Dear Trader…
Indian equity benchmarks trimmed most of their losses in today session, but continue to close below the neutral lines with Sensex and Nifty trading below at 58,200 and 17,400 respectively. Traders were worried amid fresh scare over the possible severity of Omicron variant, after WHO warned it as a ‘very high’ global risk, with some evidence that it evades vaccine protection. Additional pressure came in as India's annual wholesale price-based inflation accelerated to 14.23% in November; it’s highest in at least 12 years, boosted by bigger hikes in prices of fuel and food.

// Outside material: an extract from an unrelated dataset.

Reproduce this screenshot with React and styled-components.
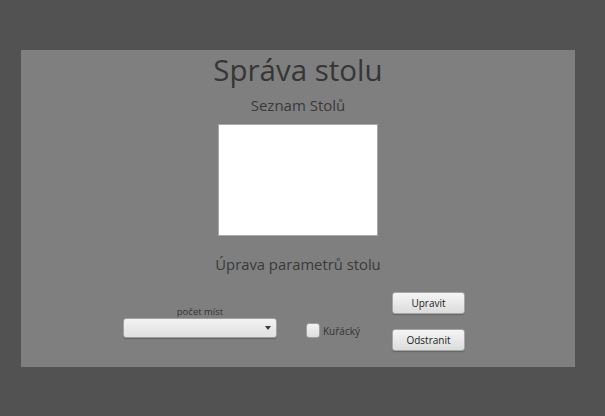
import React from "react";
import styled, { createGlobalStyle } from "styled-components";

const GlobalStyle = createGlobalStyle`
	html, body {
		margin: 0;
		padding: 0;
		background: #525252;
		font-family: "Open Sans", "Noto Sans", sans-serif;
	}
`;

function App() {
	const [seats, setSeats] = React.useState("");
	const [smoking, setSmoking] = React.useState(false);

	return (
		<>
			<GlobalStyle />
			<Page>
				<Panel>
					<Title>Správa stolu</Title>
					<Subtitle>Seznam Stolů</Subtitle>
					<TableList />
					<SectionTitle>Úprava parametrů stolu</SectionTitle>
					<Controls>
						<Field>
							<FieldLabel>počet míst</FieldLabel>
							<ComboWrap>
								<Combo value={seats} onChange={(e) => setSeats(e.target.value)}>
									<option value=""></option>
									<option value="2">2</option>
									<option value="4">4</option>
									<option value="6">6</option>
								</Combo>
							</ComboWrap>
						</Field>
						<CheckLabel>
							<Check
								type="checkbox"
								checked={smoking}
								onChange={() => setSmoking(!smoking)}
							/>
							Kuřácký
						</CheckLabel>
						<Buttons>
							<Button>Upravit</Button>
							<Button>Odstranit</Button>
						</Buttons>
					</Controls>
				</Panel>
			</Page>
		</>
	);
}

const Page = styled.div`
	height: 416px;
	box-sizing: border-box;
	padding: 50px 30px 49px 21px;
	display: flex;
`;

const Panel = styled.div`
	flex: 1;
	background: #7f7f7f;
	display: flex;
	flex-direction: column;
	align-items: center;
	color: #333;
`;

const Title = styled.h1`
	margin: 0;
	font-size: 29.5px;
	font-weight: 400;
	line-height: 40px;
	color: #363636;
`;

const Subtitle = styled.h2`
	margin: 5px 0 0;
	font-size: 15px;
	font-weight: 400;
	line-height: 20px;
	color: #3a3a3a;
`;

const TableList = styled.div`
	margin-top: 10px;
	width: 158px;
	height: 110px;
	background: #fff;
	box-shadow: 0 0 0 1px #a8a8a8;
`;

const SectionTitle = styled.h3`
	margin: 18px 0 0;
	font-size: 14.8px;
	font-weight: 400;
	line-height: 22px;
	color: #3a3a3a;
`;

const Controls = styled.div`
	align-self: stretch;
	margin-top: 17px;
	padding: 0 110px 0 102px;
	display: flex;
	align-items: flex-start;
`;

const Field = styled.div`
	width: 154px;
	margin-top: 13px;
	display: flex;
	flex-direction: column;
	align-items: center;
`;

const FieldLabel = styled.span`
	font-size: 9.5px;
	line-height: 13px;
	color: #333;
`;

const ComboWrap = styled.div`
	position: relative;
	display: flex;

	&::after {
		content: "";
		position: absolute;
		right: 6px;
		top: 8px;
		border-left: 3.5px solid transparent;
		border-right: 3.5px solid transparent;
		border-top: 4px solid #3a3a3a;
		pointer-events: none;
	}
`;

const Combo = styled.select`
	appearance: none;
	width: 154px;
	height: 20px;
	box-sizing: border-box;
	border: 1px solid #a0a0a0;
	border-radius: 3px;
	background: linear-gradient(#f2f2f2, #e0e0e0);
	box-shadow: 0 1px 1px rgba(0, 0, 0, 0.25);
	font-family: inherit;
	font-size: 11px;
	outline: none;
`;

const CheckLabel = styled.label`
	margin: 31px 0 0 29px;
	display: flex;
	align-items: center;
	gap: 3px;
	font-size: 10px;
	color: #333;
	cursor: pointer;
`;

const Check = styled.input`
	appearance: none;
	margin: 0;
	width: 14px;
	height: 15px;
	box-sizing: border-box;
	border: 1px solid #a0a0a0;
	border-radius: 3px;
	background: linear-gradient(#f2f2f2, #dedede);
	cursor: pointer;
`;

const Buttons = styled.div`
	margin-left: auto;
	display: flex;
	flex-direction: column;
	gap: 15px;
`;

const Button = styled.button`
	width: 73px;
	height: 22px;
	box-sizing: border-box;
	border: 1px solid #a5a5a5;
	border-radius: 3px;
	background: linear-gradient(#f5f5f5, #dcdcdc);
	box-shadow: 0 1px 1px rgba(0, 0, 0, 0.2);
	font-family: inherit;
	font-size: 10px;
	color: #222;
	padding: 0;
	cursor: pointer;
`;

export default App;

However, market trimmed some of its losses as traders got some support as NITI Aayog CEO Amitabh Kant stated that the government will continue to push for greater reforms across sectors. Kant stated ‘India is determined to carry out reforms. On the global front, Asian markets were trading mostly lower as investors’ side lined ahead to the key Federal Reserve policy meeting, which is expected to glean insights on its stimulus tapering measures. Back home, losses in realty, auto and consumer durables shares pulled the headline indices lower, though gains in power and utilities shares lent some support.

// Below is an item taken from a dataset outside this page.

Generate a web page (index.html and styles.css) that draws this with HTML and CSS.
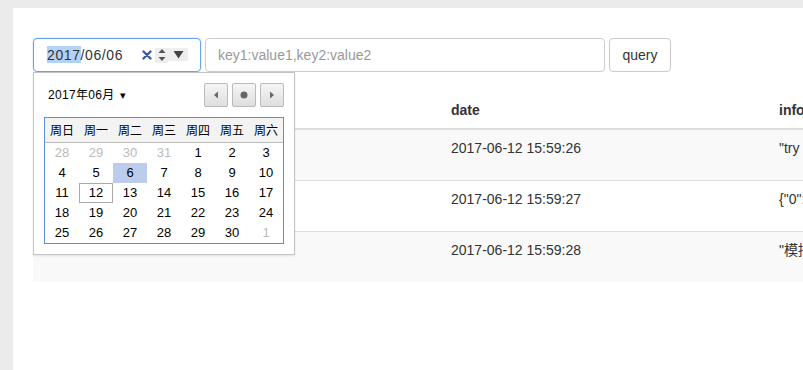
FILE: index.html
```html
<!DOCTYPE html>
<html lang="en">
<head>
    <meta charset="UTF-8">
    <title>Log Query</title>
    <link rel="stylesheet" href="styles.css">
</head>
<body>
    <div class="panel">
        <!-- Search Bar -->
        <div class="search-bar">
            <div class="date-input">
                <span class="date-text"><span class="selected-part">2017</span>/06/06</span>
                <span class="date-clear">
                    <svg width="10" height="10" viewBox="0 0 10 10"><path d="M1.5 1.5 L8.5 8.5 M8.5 1.5 L1.5 8.5" stroke="#3a5c9b" stroke-width="2.4" stroke-linecap="round"/></svg>
                </span>
                <span class="date-spin">
                    <svg width="8" height="14" viewBox="0 0 8 14"><path d="M4 1 L7.5 5 L0.5 5 Z M4 13 L7.5 9 L0.5 9 Z" fill="#555"/></svg>
                </span>
                <span class="date-drop">
                    <svg width="11" height="9" viewBox="0 0 11 9"><path d="M0.5 1 L10.5 1 L5.5 8.5 Z" fill="#444"/></svg>
                </span>
            </div>
            <input class="key-input" type="text" placeholder="key1:value1,key2:value2">
            <button class="query-button">query</button>
        </div>

        <!-- Result Table -->
        <table class="log-table">
            <colgroup>
                <col class="col-level">
                <col class="col-date">
                <col class="col-info">
            </colgroup>
            <thead>
                <tr><th>level</th><th>date</th><th>info</th></tr>
            </thead>
            <tbody>
                <tr><td>info</td><td>2017-06-12 15:59:26</td><td>"try again later"</td></tr>
                <tr><td>debug</td><td>2017-06-12 15:59:27</td><td>{"0":"a","1":"b"}</td></tr>
                <tr><td>info</td><td>2017-06-12 15:59:28</td><td>"模拟日志数据"</td></tr>
            </tbody>
        </table>

        <!-- Date Picker Popup -->
        <div class="picker">
            <div class="picker-head">
                <span class="picker-month">2017年06月<span class="month-caret">&#9662;</span></span>
                <div class="picker-nav">
                    <span class="nav-btn"><svg width="6" height="8" viewBox="0 0 6 8"><path d="M5 0.5 L1 4 L5 7.5 Z" fill="#666"/></svg></span>
                    <span class="nav-btn"><svg width="8" height="8" viewBox="0 0 8 8"><circle cx="4" cy="4" r="3.5" fill="#666"/></svg></span>
                    <span class="nav-btn"><svg width="6" height="8" viewBox="0 0 6 8"><path d="M1 0.5 L5 4 L1 7.5 Z" fill="#666"/></svg></span>
                </div>
            </div>
            <div class="picker-grid">
                <div class="week-row">
                    <span>周日</span><span>周一</span><span>周二</span><span>周三</span><span>周四</span><span>周五</span><span>周六</span>
                </div>
                <div class="day-grid" id="day-grid"></div>
            </div>
        </div>
    </div>

    <script>
        // June 2017 starts on Thursday, pad with May and July days
        const dayGrid = document.getElementById("day-grid");
        const days = [];
        [28, 29, 30, 31].forEach(d => days.push({ n: d, other: true }));
        for (let d = 1; d <= 30; d++) days.push({ n: d });
        days.push({ n: 1, other: true });

        days.forEach(day => {
            const cell = document.createElement("span");
            cell.className = "day";
            if (day.other) cell.classList.add("other-month");
            if (!day.other && day.n === 6) cell.classList.add("selected");
            if (!day.other && day.n === 12) cell.classList.add("today");
            cell.textContent = day.n;
            dayGrid.appendChild(cell);
        });
    </script>
</body>
</html>
```

FILE: styles.css
```css
/* Reset */
* {
    margin: 0;
    padding: 0;
    box-sizing: border-box;
}

body {
    font-family: "Liberation Sans", Arial, "Noto Sans CJK SC", sans-serif;
    font-size: 14px;
    line-height: 20px;
    color: #333;
    background-color: #ebebeb;
    overflow: hidden;
}

/* Panel */
.panel {
    position: relative;
    width: 1200px;
    min-height: 400px;
    margin: 8px 0 0 13px;
    padding: 30px 0 0 20px;
    background-color: #fff;
}

/* Search Bar */
.search-bar {
    display: flex;
    gap: 4px;
    height: 34px;
}

.date-input {
    display: flex;
    align-items: center;
    width: 168px;
    height: 34px;
    padding: 0 12px 0 13px;
    border: 1px solid #66a3ea;
    border-radius: 4px;
    box-shadow: 0 0 2px rgba(102, 163, 234, 0.5);
}

.date-text {
    width: 95px;
    color: #333;
    letter-spacing: 0.6px;
}

.selected-part {
    background-color: #b3d2f7;
    padding: 1px 0 0;
}

.date-clear {
    display: flex;
    align-items: center;
    width: 12px;
    margin-right: 1px;
}

.date-spin {
    display: flex;
    align-items: center;
    justify-content: center;
    width: 13px;
    height: 15px;
    background-color: #eee;
}

.date-drop {
    display: flex;
    align-items: flex-start;
    justify-content: center;
    width: 20px;
    height: 13px;
    padding-top: 2px;
    margin-top: -2px;
    background-color: #eee;
}

.key-input {
    width: 400px;
    height: 34px;
    padding: 6px 12px;
    border: 1px solid #ccc;
    border-radius: 4px;
    font-family: inherit;
    font-size: 14px;
    color: #333;
    outline: none;
}

.key-input::placeholder {
    color: #999;
}

.query-button {
    width: 62px;
    height: 34px;
    border: 1px solid #ccc;
    border-radius: 4px;
    background-color: #fff;
    font-family: inherit;
    font-size: 14px;
    color: #333;
}

/* Table */
.log-table {
    margin-top: 20px;
    border-collapse: collapse;
    table-layout: fixed;
    width: 1138px;
}

.col-level { width: 410px; }
.col-date { width: 328px; }
.col-info { width: 400px; }

.log-table th {
    padding: 8px;
    text-align: left;
    font-weight: bold;
    border-bottom: 2px solid #ddd;
}

.log-table td {
    padding: 8px 8px 22px;
    vertical-align: top;
    border-top: 1px solid #ddd;
    white-space: nowrap;
}

.log-table tbody tr:nth-child(odd) {
    background-color: #f9f9f9;
}

/* Date Picker */
.picker {
    position: absolute;
    top: 64px;
    left: 20px;
    width: 262px;
    padding: 10px;
    background-color: #fff;
    border: 1px solid #c4c4c4;
    box-shadow: 0 1px 2px rgba(0, 0, 0, 0.1);
    font-size: 13px;
    color: #000;
}

.picker-head {
    display: flex;
    justify-content: space-between;
    align-items: center;
    height: 24px;
    margin-bottom: 10px;
}

.picker-month {
    padding-left: 4px;
    font-size: 12px;
    letter-spacing: 0.3px;
}

.month-caret {
    font-size: 11px;
    margin-left: 6px;
}

.picker-nav {
    display: flex;
    gap: 4px;
}

.nav-btn {
    display: flex;
    align-items: center;
    justify-content: center;
    width: 24px;
    height: 24px;
    border: 1px solid #bbb;
    border-radius: 2px;
    background: linear-gradient(#f6f6f6, #dedede);
}

.picker-grid {
    border: 1px solid #5b8fe6;
}

.week-row {
    display: grid;
    grid-template-columns: repeat(7, 34px);
    height: 25px;
    background-color: #f3f3f3;
    border-bottom: 1px solid #bbb;
    font-family: "Noto Sans CJK SC", sans-serif;
    font-size: 12px;
    line-height: 24px;
    text-align: center;
}

.day-grid {
    display: grid;
    grid-template-columns: repeat(7, 34px);
    grid-auto-rows: 20px;
}

.day {
    text-align: center;
    line-height: 20px;
}

.day.other-month {
    color: #bbb;
}

.day.selected {
    background-color: #bccced;
}

.day.today {
    border: 1px solid #aaa;
    line-height: 18px;
}
```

Nifty futures opened at 17340.00 points against the previous close of 17446.85 and opened at a low of 17424.00 points. Nifty Future closed with an average movement of 194.00 points and a decline of around 94.25 points and 17352.60 points...!!
On the NSE, the midcap 100 index will decline 0.19% and smallcap 100 index is closing rise 0.22. Speaking of various sectoral indices, the NSE saw gains in only Media, Pharma, Metal and IT stocks, while all other sectoral indices closed lower.
At the start of intra-day trading, February gold opened at Rs.48264, fell from a high of Rs.48361 points to a low of Rs.48201.00 with a decline of 56 points, a trend of around Rs.48247 and March Silver opened at Rs.61413, fell from a high of Rs.61604 points to a low of Rs.61220, with a rise of 338 points, a trend of around Rs.61244.
Meanwhile, Union Minister of State for Petroleum and Natural Gas Rameswar Teli has said that the government has agreed to release 5 million barrels of crude oil from its strategic petroleum reserves in consultation with other major global energy consumers including the USA, People's Republic of China, Japan and the Republic of Korea, in order to provide relief to citizens.
The minister has stated the domestic price of crude is linked to international benchmarks of crude price. He said these benchmarks get affected by many factors including supply and demand, futures’ trading, the impact of the covid scenario and geopolitical situation. Linear co-relation between pricing and any one of these factors in isolation is indeterminable.
He further said that the government has been consistently reviewing the high petroleum and diesel prices domestically. With a view to controlling inflationary pressures, government had reduced the 'central excise duty' on petrol and diesel by Rs 5/litre and Rs 10/litre respectively on November 3, 2021. It was followed by a reduction in VAT on fuel by many State Governments.
Technically, the important key resistances are placed in Nifty future are at 17373 levels, which could offer for the market on the higher side. Sustainability above this zone would signal opens the door for a directional up move with immediate resistances seen at 17404 – 17434 levels. Immediate support is placed at 17272 – 17202 levels.